WHAT NEEDS TO BE DONE — Skip the pictures, please, and write out exactly the lines from the opening of the data through the line containing "import React from 'react';".

================

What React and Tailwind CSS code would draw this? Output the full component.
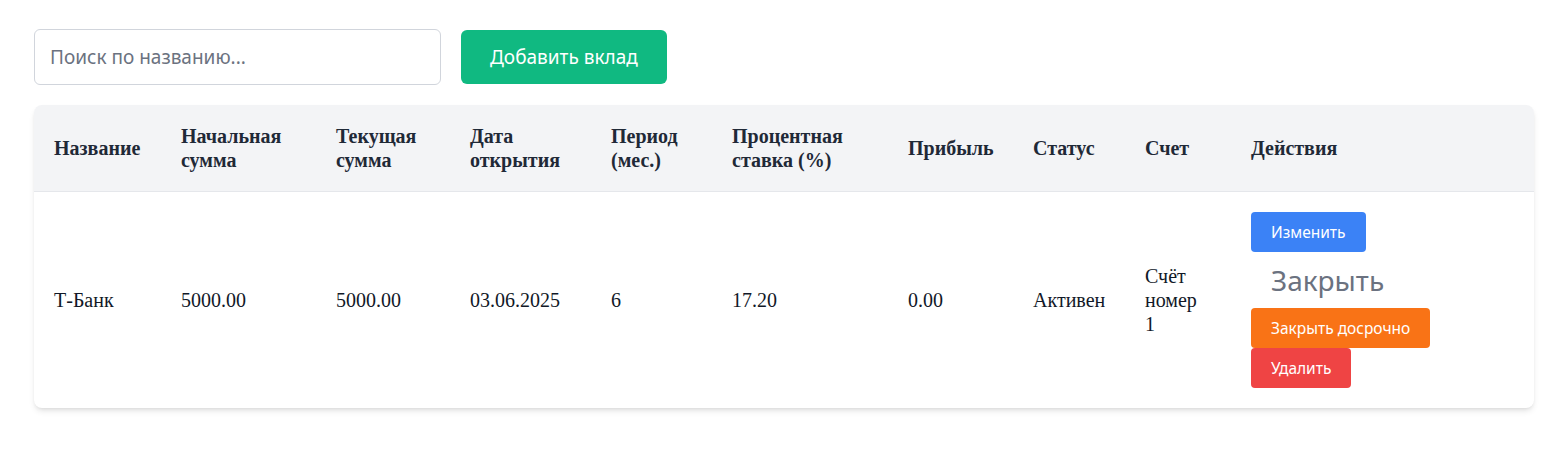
import React from 'react';

const cols = [
  { label: 'Название', w: 'w-[127px]' },
  { label: 'Начальная сумма', w: 'w-[155px]' },
  { label: 'Текущая сумма', w: 'w-[134px]' },
  { label: 'Дата открытия', w: 'w-[141px]' },
  { label: 'Период (мес.)', w: 'w-[121px]' },
  { label: 'Процентная ставка (%)', w: 'w-[176px]' },
  { label: 'Прибыль', w: 'w-[125px]' },
  { label: 'Статус', w: 'w-[112px]' },
  { label: 'Счет', w: 'w-[106px]' },
  { label: 'Действия', w: 'w-[303px]' },
];

const deposit = {
  name: 'Т-Банк',
  initial: '5000.00',
  current: '5000.00',
  opened: '03.06.2025',
  period: '6',
  rate: '17.20',
  profit: '0.00',
  status: 'Активен',
  account: 'Счёт номер 1',
};

const btn = "block h-10 px-5 rounded text-[15.5px] text-white font-['Noto_Sans',sans-serif]";

const App = () => {
  return (
    <div className="min-h-screen bg-white px-[34px] pt-[29px] font-['Liberation_Serif',serif]">
      <div className="flex items-center gap-5 mb-5">
        <input
          type="text"
          placeholder="Поиск по названию..."
          className="w-[407px] h-14 px-[15px] border border-gray-300 rounded-md text-[19px] text-gray-800 placeholder:text-[#6b7280] font-['Noto_Sans',sans-serif] outline-none"
        />
        <button className="h-[54px] px-[29px] rounded-md bg-[#10b981] text-white text-[19px] font-['Noto_Sans',sans-serif]">
          Добавить вклад
        </button>
      </div>

      <div className="w-[1500px] bg-white rounded-lg shadow-md overflow-hidden">
        <table className="w-full table-fixed border-collapse text-left">
          <thead className="bg-[#f3f4f6] border-b border-[#e5e7eb]">
            <tr>
              {cols.map((c) => (
                <th key={c.label} className={`${c.w} px-5 py-[19px] text-[20px] leading-6 font-bold text-[#1f2937]`}>
                  {c.label}
                </th>
              ))}
            </tr>
          </thead>
          <tbody>
            <tr className="text-[20px] leading-6 text-[#111827]">
              <td className="px-5 py-5 align-middle">{deposit.name}</td>
              <td className="px-5 py-5 align-middle">{deposit.initial}</td>
              <td className="px-5 py-5 align-middle">{deposit.current}</td>
              <td className="px-5 py-5 align-middle">{deposit.opened}</td>
              <td className="px-5 py-5 align-middle">{deposit.period}</td>
              <td className="px-5 py-5 align-middle">{deposit.rate}</td>
              <td className="px-5 py-5 align-middle">{deposit.profit}</td>
              <td className="px-5 py-5 align-middle">{deposit.status}</td>
              <td className="px-5 py-5 align-middle">{deposit.account}</td>
              <td className="px-5 py-5 align-middle">
                <button className={`${btn} bg-[#3b82f6]`}>Изменить</button>
                <div className="h-14 flex items-center px-5 text-[28px] text-[#6b7280] font-['Noto_Sans',sans-serif]">
                  Закрыть
                </div>
                <button className={`${btn} bg-[#f97316]`}>Закрыть досрочно</button>
                <button className={`${btn} bg-[#ef4444]`}>Удалить</button>
              </td>
            </tr>
          </tbody>
        </table>
      </div>
    </div>
  );
};

export default App;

================

IN RESPONSE —
What React and Tailwind CSS code would draw this? Output the full component.
import React from 'react';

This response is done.